Learning Brain Tumor Representation in 3D High-Resolution MR Images via Interpretable State Space Models
This work addresses the problem of computational complexity and interpretability in 3D medical imaging for radiomics analysis, offering a novel method that could enhance personalized medicine in neuro-oncology.
The paper tackled the challenge of learning interpretable representations from 3D high-resolution MR images for brain tumor analysis by proposing a state-space-model-based masked autoencoder, achieving state-of-the-art accuracy in neuro-oncology tasks such as mutation status identification and co-deletion classification.

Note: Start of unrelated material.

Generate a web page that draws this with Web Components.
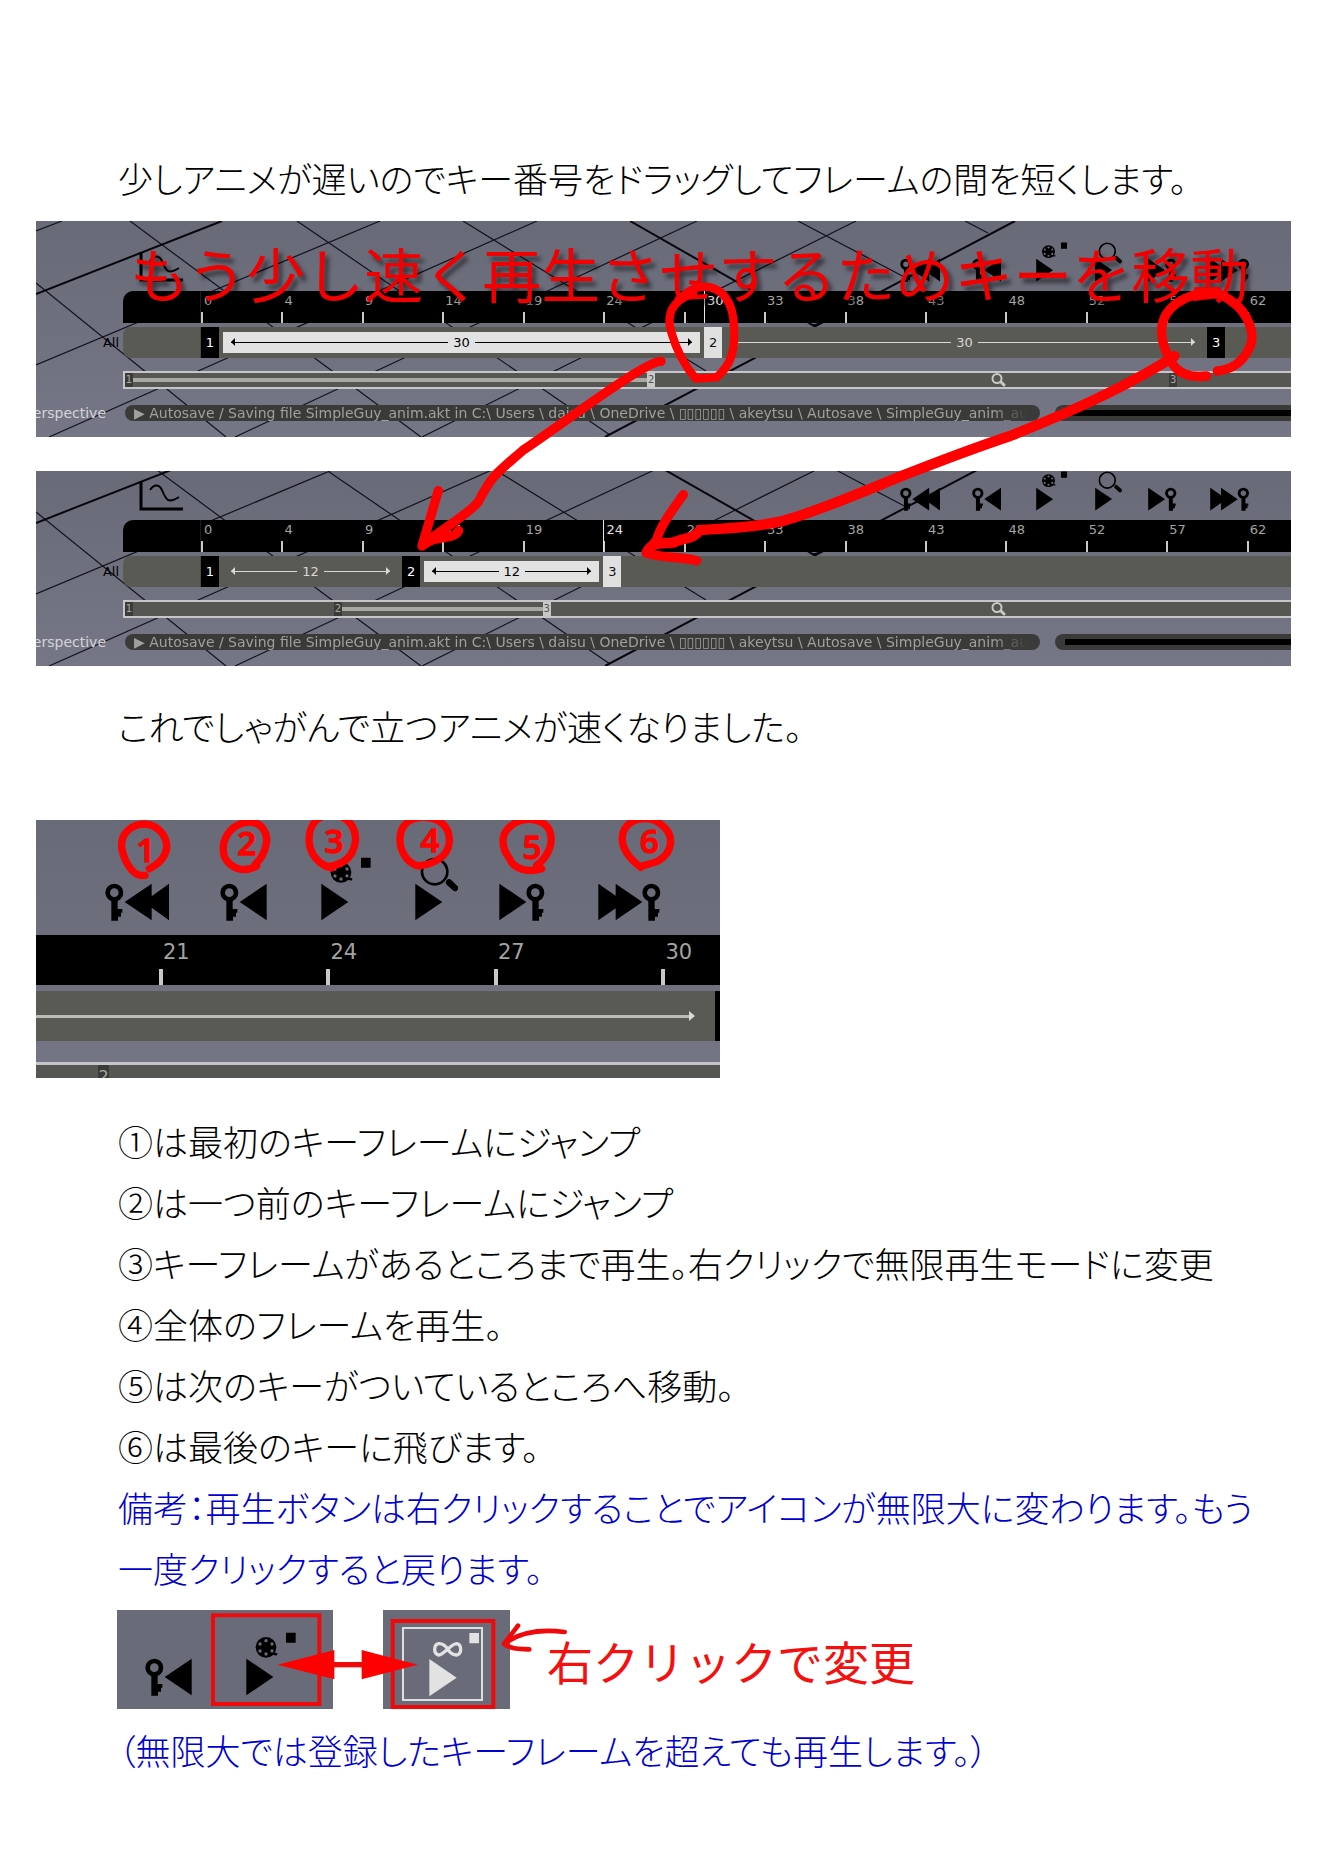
<!DOCTYPE html>
<html lang="ja">
<head>
<meta charset="utf-8">
<title>キーフレームの再生</title>
<style>
  html, body { margin: 0; background: #fff; }
  body { font-family: "Noto Sans CJK JP", sans-serif; color: #000; }
</style>
</head>
<body>
<doc-page></doc-page>
<script>
const define = (name, render) => customElements.define(name, class extends HTMLElement {
  connectedCallback() {
    if (this.shadowRoot) return;
    this.attachShadow({ mode: 'open' }).innerHTML = render(this);
  }
});
const attr = (el, name, fallback = '') => el.getAttribute(name) ?? fallback;

/* ---------- Icons ---------- */
const key = x => `<ellipse cx="${x + 28}" cy="247" rx="20" ry="20" fill="none" stroke="currentColor" stroke-width="14"/>
  <path d="M${x + 19} 264h19v32h14v11h-4v12h-9v12h-20z"/>`;
const reel = `<circle cx="935" cy="186" r="31"/>
  <g fill="#6a6b78"><circle cx="935" cy="166" r="5"/><circle cx="935" cy="206" r="5"/><circle cx="917" cy="176" r="5"/><circle cx="953" cy="176" r="5"/><circle cx="917" cy="197" r="5"/><circle cx="953" cy="197" r="5"/></g>
  <path d="M950 206q12-2 18 2" fill="none" stroke="currentColor" stroke-width="7"/>`;
const ICONS = {
  first: ['226 140 192 192', '最初のキーへ', key(226) + '<path d="M285 275l81-55v38l52-38v110l-52-38v38z"/>'],
  prev: ['572 140 140 192', '前のキーへ', key(572) + '<path d="M631 275l81-55v110z"/>'],
  play: ['875 140 150 192', '再生', '<path d="M876 220l81 55-81 55zM995 142h29v30h-29z"/>' + reel],
  all: ['138 140 130 192', '全体を再生', '<path d="M139 220l81 55-81 55z"/><circle cx="197" cy="184" r="38" fill="none" stroke="currentColor" stroke-width="8"/><path d="M240 216l18 17" stroke="currentColor" stroke-width="19" stroke-linecap="round"/>'],
  next: ['390 140 138 192', '次のキーへ', '<path d="M391 220l81 55-81 55z"/>' + key(471)],
  last: ['687 140 189 192', '最後のキーへ', '<path d="M688 220l52 36v-36l80 55-80 55v-36l-52 36z"/>' + key(819)],
  loop: ['987 125 150 192', '無限再生', '<path d="M988 203l82 56-82 56zM1108 125h29v31h-29z"/><path d="M1044 174C1032 158 1022 156 1016 157C1000 160 1000 188 1016 191C1030 192 1054 157 1070 157C1086 159 1086 189 1070 191C1058 191 1050 184 1044 174z" fill="none" stroke="currentColor" stroke-width="10"/>']
};
define('akt-icon', el => {
  const [box, , body] = ICONS[attr(el, 'name')];
  return `<style>:host{display:block}svg{display:block;height:var(--icon,40px);width:auto;fill:currentColor}</style>
  <svg viewBox="${box}" aria-hidden="true">${body}</svg>`;
});
define('akt-transport', el => `<style>
  :host{display:grid;grid-template-columns:var(--cols);justify-items:start;align-items:end}
  button{all:unset;display:block;color:inherit}
  </style>${attr(el, 'icons').split(' ').map(n =>
    `<button type="button" aria-label="${ICONS[n][1]}"><akt-icon name="${n}"></akt-icon></button>`).join('')}`);

/* ---------- Timeline parts ---------- */
define('akt-ruler', el => {
  const current = attr(el, 'current');
  const cells = attr(el, 'labels').split(',').map(t => `<div class="cell"><span>${t === current ? '' : t}</span></div>`).join('');
  const head = current ? `<div class="head" style="left:${current / 65 * 100}%">${current}</div>` : '';
  return `<style>
  :host{display:flex;background:#000;color:#a4a4a0;height:var(--ruler-h,32px);overflow:hidden;border-radius:var(--ruler-r,10px) 0 0 0;
    font:var(--ruler-fs,13px)/var(--ruler-lh,20px) "DejaVu Sans",sans-serif}
  .lead{flex:none;width:var(--lead,78px);box-sizing:border-box;border-right:1px solid var(--lead-line,#1c1c1c)}
  .lane{flex:1;display:flex;position:relative}
  .cell{flex:20 1 0;min-width:0;display:flex;flex-direction:column;justify-content:space-between;white-space:nowrap}
  .cell:last-child{flex-grow:var(--tail,11)}
  .cell span{padding-left:var(--label-gap,3px);height:var(--ruler-lh,20px)}
  .cell::after{content:"";width:var(--tick-w,2px);height:var(--tick-h,11px);background:#c8c8c4}
  .head{position:absolute;top:0;bottom:0;border-left:1px solid #e8e8e8;color:#e0e0e0;padding-left:2px}
  </style><div class="lead"></div><div class="lane">${head}${cells}</div>`;
});
/* spans: "frames:key:style" where style is sel, plain or none; the key in "on" is lit */
define('akt-track', el => {
  const on = attr(el, 'on');
  return `<style>
  :host{display:flex;height:31px;background:#5a5a54;border-radius:8px 0 0 8px;color:#d8d8d6;font:13px/21px "DejaVu Sans",sans-serif}
  .lead{flex:none;width:77px;border-right:1px solid #4a4a46}
  .group{min-width:0;display:flex;align-items:stretch}
  .key{flex:none;width:18px;background:#000;color:#fff;display:flex;align-items:center;justify-content:center}
  .key.on{background:#e0e0e0;color:#111}
  .seg{flex:1;display:flex;align-items:center;gap:5px;margin:5px 4px;padding:0 8px}
  .seg.sel{background:#e2e2e2;color:#000}
  .seg i{flex:1;height:1px;background:currentColor;position:relative}
  .seg i::after{content:"";position:absolute;top:-4px;border:4px solid transparent}
  .seg i:first-child::after{left:0;border-right-color:currentColor;border-left:0}
  .seg i:last-child::after{right:0;border-left-color:currentColor;border-right:0}
  </style><div class="lead"></div>${attr(el, 'spans').split(' ').map(s => {
    const [n, k, kind] = s.split(':');
    return `<div class="group" style="flex:${n} 1 0"><div class="key${k === on ? ' on' : ''}">${k}</div>${
      kind === 'none' ? '' : `<div class="seg ${kind}"><i></i>${n}<i></i></div>`}</div>`;
  }).join('')}`;
});
define('akt-overview', el => {
  const on = attr(el, 'on');
  return `<style>
  :host{display:flex;position:relative;height:14px;background:#565652;border:2px solid #c6c6c8;border-right:0;color:#a8a8a4;font:10px/14px "DejaVu Sans",sans-serif}
  .group{min-width:0;display:flex;align-items:center}
  .key{flex:none;width:8px;height:14px;background:#3a3a38;text-align:center}
  .key.on{background:#c8c8c6;color:#555}
  .bar{flex:1;height:4px;background:#a9a9a4}
  svg{position:absolute;right:285px;top:0;width:15px;height:14px;fill:none;stroke:#c8c8c4}
  </style>${attr(el, 'spans').split(' ').map(s => {
    const [n, k, kind] = s.split(':');
    return `<div class="group" style="flex:${n} 1 0"><div class="key${k === on ? ' on' : ''}">${k}</div>${kind === 'sel' ? '<div class="bar"></div>' : ''}</div>`;
  }).join('')}<svg viewBox="0 0 30 28"><circle cx="12" cy="11" r="9" stroke-width="4"/><path d="M20 18l6 6" stroke-width="6" stroke-linecap="round"/></svg>`;
});
define('akt-status', () => `<style>
  :host{display:flex;gap:15px;padding-left:2px;height:16px;font:14px/16px "DejaVu Sans",sans-serif;color:#a0a09c}
  .msg{flex:none;width:78.5%;box-sizing:border-box;background:#3a3a38;border-radius:8px;padding:0 12px 0 9px}
  .clip{overflow:hidden;white-space:pre;-webkit-mask:linear-gradient(90deg,#000 96%,transparent 100%);mask:linear-gradient(90deg,#000 96%,transparent 100%)}
  .meter{flex:1;background:#3a3a38;border-radius:8px 0 0 8px;padding:5px 0 5px 10px}
  .meter div{height:6px;background:#000}
  </style><div class="msg"><div class="clip"><slot></slot></div></div><div class="meter"><div></div></div>`);

define('akt-panel', el => {
  const current = attr(el, 'current'), on = attr(el, 'on'), spans = attr(el, 'spans'), map = attr(el, 'map');
  return `<style>
  :host{display:block;position:relative;overflow:hidden;background:linear-gradient(#696a77,#767786);padding-bottom:16px;isolation:isolate;
    font:13px/16px "DejaVu Sans",sans-serif}
  .grid{position:absolute;left:0;bottom:0;width:100%;height:216px;z-index:-1;fill:none;stroke:#11121e;stroke-width:1.2}
  .grid .axis{stroke:#06060c;stroke-width:2}
  .tools{display:flex;justify-content:space-between;align-items:flex-end;box-sizing:border-box;height:var(--tools-h);padding:0 0 9px 103px}
  .curve{width:44px;height:30px;fill:none;stroke:#000}
  akt-transport{--cols:72px 64px 59px 53px 62px 40px;--icon:40px;margin-right:41px;color:#000}
  .row{display:flex;align-items:center}
  .row > :last-child{flex:1;min-width:0}
  .name{flex:none;width:87px;box-sizing:border-box;padding-right:4px;text-align:right}
  .view{display:flex;justify-content:flex-end;color:#d4d4d8;padding-right:17px;font-size:14px}
  .track{margin:4px 0 13px}
  .over{margin-bottom:16px}
  </style>
  <svg class="grid" viewBox="0 0 1255 216" preserveAspectRatio="none" aria-hidden="true">
    <path d="M0 10L26 0M0 144L344 0M13 216L501 0M199 216L661 0M386 216L820 0M0 62L190 216M94 0L385 216M261 0L574 214M427 0L670 150M762 0L874 59M929 0L952 12"/>
    <path class="axis" d="M0 73L186 0M569 216L979 0M594 0L773 102Q779 107 785 101"/>
  </svg>
  <div class="tools">
    <svg class="curve" viewBox="0 0 44 30" aria-hidden="true"><path d="M2 0V28H44" stroke-width="3"/><path d="M11 9C15 3 20 3 23 9C27 19 29 23 40 16" stroke-width="2"/></svg>
    <akt-transport icons="first prev play all next last"></akt-transport>
  </div>
  <div class="row"><div class="name"></div><akt-ruler current="${current}" labels="${attr(el, 'labels')}"></akt-ruler></div>
  <div class="row track"><div class="name">All</div><akt-track on="${on}" spans="${spans}"></akt-track></div>
  <div class="row over"><div class="name"></div><akt-overview on="${on}" spans="${map}"></akt-overview></div>
  <div class="row"><div class="name view">erspective</div><akt-status>▶ Autosave / Saving file SimpleGuy_anim.akt in C:\\ Users \\ daisu \\ OneDrive \\ ▯▯▯▯▯▯ \\ akeytsu \\ Autosave \\ SimpleGuy_anim_au</akt-status></div>`;
});

/* ---------- Figures ---------- */
define('fig-compare', () => `<style>
  :host{display:flex;flex-direction:column;gap:34px;position:relative}
  .slow{--tools-h:70px}.fast{--tools-h:49px}
  .title{position:absolute;left:94px;top:10px;margin:0;white-space:nowrap;color:#f00000;font:59px/84px "Noto Sans CJK JP",sans-serif;text-shadow:4px 5px 4px rgba(0,0,0,.5)}
  svg{position:absolute;inset:0;width:100%;height:100%;fill:none;stroke:#f00;stroke-linecap:round;stroke-linejoin:round;pointer-events:none}
  </style>
  <akt-panel class="slow" current="30" on="2" labels="0,4,9,14,19,24,,33,38,43,48,52,57,62" spans="30:1:sel 30:2:plain 5:3:none" map="30:1:sel 30:2:none 7:3:none"></akt-panel>
  <akt-panel class="fast" current="24" on="3" labels="0,4,9,14,19,24,28,33,38,43,48,52,57,62" spans="12:1:plain 12:2:sel 41:3:none" map="12:1:none 12:2:sel 43:3:none"></akt-panel>
  <p class="title">もう少し速く再生させするためキーを移動</p>
  <svg viewBox="18 243 3765 1335" preserveAspectRatio="none" aria-hidden="true">
    <path stroke-width="25" d="M1990 460C1930 480 1905 520 1925 580C1945 650 1975 690 1997 716L2060 712C2110 670 2115 620 2112 560C2110 490 2080 440 2020 440C1990 442 1960 465 1945 480"/>
    <path stroke-width="28" d="M1893 664C1850 660 1600 850 1480 930C1400 1000 1390 1000 1345 1085C1320 1120 1230 1170 1176 1218L1225 1052M1176 1218C1220 1180 1265 1205 1286 1172"/>
    <path stroke-width="28" d="M3530 708C3480 714 3440 704 3415 650C3385 590 3385 530 3440 490C3500 450 3560 450 3600 480C3660 520 3680 590 3655 630C3630 680 3590 690 3562 693"/>
    <path stroke-width="31" d="M3434 648C3300 735 3100 825 2940 888C2800 935 2700 975 2610 1010C2500 1055 2350 1120 2250 1145C2150 1165 2080 1165 2010 1170C1990 1200 1960 1192 1930 1208C1890 1212 1865 1205 1850 1238"/>
    <path stroke-width="28" d="M1960 1064C1920 1120 1890 1160 1880 1200L1850 1238C1880 1255 1950 1248 2000 1262"/>
  </svg>`);

define('fig-buttons', () => `<style>
  :host{display:block;position:relative;overflow:hidden;max-width:684px;background:linear-gradient(#696a77,#747585)}
  .tools{display:flex;align-items:flex-end;height:101px;padding:0 0 14px 69px}
  akt-transport{--cols:115px 101px 94px 84px 99px 63px;--icon:64px;color:#000}
  akt-ruler{--ruler-h:50px;--ruler-r:0px;--ruler-fs:21px;--ruler-lh:34px;--lead:123px;--lead-line:#000;--tail:7;--label-gap:4px;--tick-w:4px;--tick-h:16px}
  .track{display:flex;align-items:center;height:50px;margin:6px 0 21px;background:#5a5a54}
  .line{flex:1;height:3px;background:#bcbcb6}
  .tip{border:5px solid transparent;border-left:6px solid #d8d8d4;border-right:0;margin-right:20px}
  .edge{width:5px;height:50px;background:#000}
  .over{height:13px;border-top:3px solid #c6c6ca;background:#565652;padding-left:62px;overflow:hidden}
  .key{width:11px;height:20px;background:#3a3a38;color:#a8a8a4;font:16px/24px "DejaVu Sans",sans-serif;text-align:center}
  svg.notes{position:absolute;left:0;top:0;width:100%;height:258px;fill:none;stroke:#f00;stroke-width:22;stroke-linecap:round}
  text{fill:#f00;stroke:#f00;stroke-width:4;font:600 100px "Open Sans",sans-serif;text-anchor:middle}
  </style>
  <div class="tools"><akt-transport icons="first prev play all next last"></akt-transport></div>
  <akt-ruler labels="21,24,27,30"></akt-ruler>
  <div class="track"><div class="line"></div><div class="tip"></div><div class="edge"></div></div>
  <div class="over"><div class="key">2</div></div>
  <svg class="notes" viewBox="18 30 2052 774" preserveAspectRatio="none">
    <path d="M345 196C310 202 285 160 275 115C270 65 310 42 345 42C390 45 412 85 410 115C405 145 380 165 358 176"/>
    <path d="M680 168C640 190 600 175 583 140C570 90 600 42 655 36C700 35 715 75 708 105C702 135 690 150 676 162"/>
    <path d="M905 174C865 165 838 130 837 90C838 40 865 15 905 15C950 15 980 50 976 95C970 140 940 165 890 170"/>
    <path d="M1165 168C1130 160 1108 120 1110 85C1112 40 1145 20 1185 22C1230 25 1260 50 1258 95C1255 140 1210 162 1175 166"/>
    <path d="M1535 176C1490 190 1450 175 1438 145C1415 115 1410 75 1440 50C1480 15 1540 25 1558 60C1575 100 1550 145 1520 166"/>
    <path d="M1832 172C1790 140 1768 105 1780 65C1800 20 1860 15 1895 45C1935 75 1930 130 1880 155L1830 170"/>
    <text x="347" y="155">1</text><text x="650" y="134">2</text><text x="912" y="130">3</text>
    <text x="1200" y="126">4</text><text x="1506" y="148">5</text><text x="1858" y="130">6</text>
  </svg>`);

define('fig-loop', () => `<style>
  :host{display:flex;align-items:stretch;position:relative;height:99px}
  .shot{box-sizing:border-box;background:#6a6b78;display:flex;align-items:flex-end}
  .a{width:216px;padding:0 0 13px 28px;margin-right:50px}
  .b{width:127px;padding:17px 27px 8px 19px;margin-right:37px;align-items:stretch}
  akt-transport{--icon:64px;--cols:101px 50px;color:#000}
  .b .frame{flex:1;box-sizing:border-box;border:2px solid #dedee0;padding:4px 0 0 25px}
  .b akt-transport{--cols:50px;color:#e2e2e2}
  .hand{align-self:center;margin:0;color:#f51010;white-space:nowrap;font:46px/60px "Noto Sans CJK JP",sans-serif}
  svg{position:absolute;left:0;top:0;width:450px;height:99px;fill:none;stroke:#ee0a0a}
  </style>
  <div class="shot a"><akt-transport icons="prev play"></akt-transport></div>
  <div class="shot b"><div class="frame"><akt-transport icons="loop"></akt-transport></div></div>
  <p class="hand">右クリックで変更</p>
  <svg viewBox="51 60 1350 297" aria-hidden="true">
    <path stroke-width="12" d="M339 76H658V342H339zM878 93H1180V351H878z"/>
    <path stroke-width="16" d="M700 224H788"/>
    <path fill="#f00" stroke="none" d="M532 224L703 180V268zM953 224L785 180V268z"/>
    <path stroke-width="14" stroke-linecap="round" d="M1394 126C1330 118 1260 125 1212 162L1254 107M1212 162C1240 180 1260 176 1288 178"/>
  </svg>`);

/* ---------- Text and page ---------- */
define('doc-text', () => `<style>
  :host{display:block;padding:0 37px 0 118px;font:300 35px/61px "Noto Sans CJK JP",sans-serif;font-feature-settings:"palt"}
  :host([note]){color:#0000d0}
  p{margin:0}
  </style><p><slot></slot></p>`);
define('doc-page', () => `<style>
  :host{display:block;padding:147px 0 95px}
  fig-compare{margin:13px 37px 29px 36px}
  fig-buttons{margin:64px 37px 32px 36px}
  fig-loop{margin:12px 37px 10px 117px}
  </style>
  <doc-text>少しアニメが遅いのでキー番号をドラッグしてフレームの間を短くします。</doc-text>
  <fig-compare></fig-compare>
  <doc-text>これでしゃがんで立つアニメが速くなりました。</doc-text>
  <fig-buttons></fig-buttons>
  <doc-text>①は最初のキーフレームにジャンプ</doc-text>
  <doc-text>②は一つ前のキーフレームにジャンプ</doc-text>
  <doc-text>③キーフレームがあるところまで再生。右クリックで無限再生モードに変更</doc-text>
  <doc-text>④全体のフレームを再生。</doc-text>
  <doc-text>⑤は次のキーがついているところへ移動。</doc-text>
  <doc-text>⑥は最後のキーに飛びます。</doc-text>
  <doc-text note>備考：再生ボタンは右クリックすることでアイコンが無限大に変わります。もう<br>一度クリックすると戻ります。</doc-text>
  <fig-loop></fig-loop>
  <doc-text note>（無限大では登録したキーフレームを超えても再生します。）</doc-text>`);
</script>
</body>
</html>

Learning meaningful and interpretable representations from high-dimensional volumetric magnetic resonance (MR) images is essential for advancing personalized medicine. While Vision Transformers (ViTs) have shown promise in handling image data, their application to 3D multi-contrast MR images faces challenges due to computational complexity and interpretability. To address this, we propose a novel state-space-model (SSM)-based masked autoencoder which scales ViT-like models to handle high-resolution data effectively while also enhancing the interpretability of learned representations. We propose a latent-to-spatial mapping technique that enables direct visualization of how latent features correspond to specific regions in the input volumes in the context of SSM. We validate our method on two key neuro-oncology tasks: identification of isocitrate dehydrogenase mutation status and 1p/19q co-deletion classification, achieving state-of-the-art accuracy. Our results highlight the potential of SSM-based self-supervised learning to transform radiomics analysis by combining efficiency and interpretability.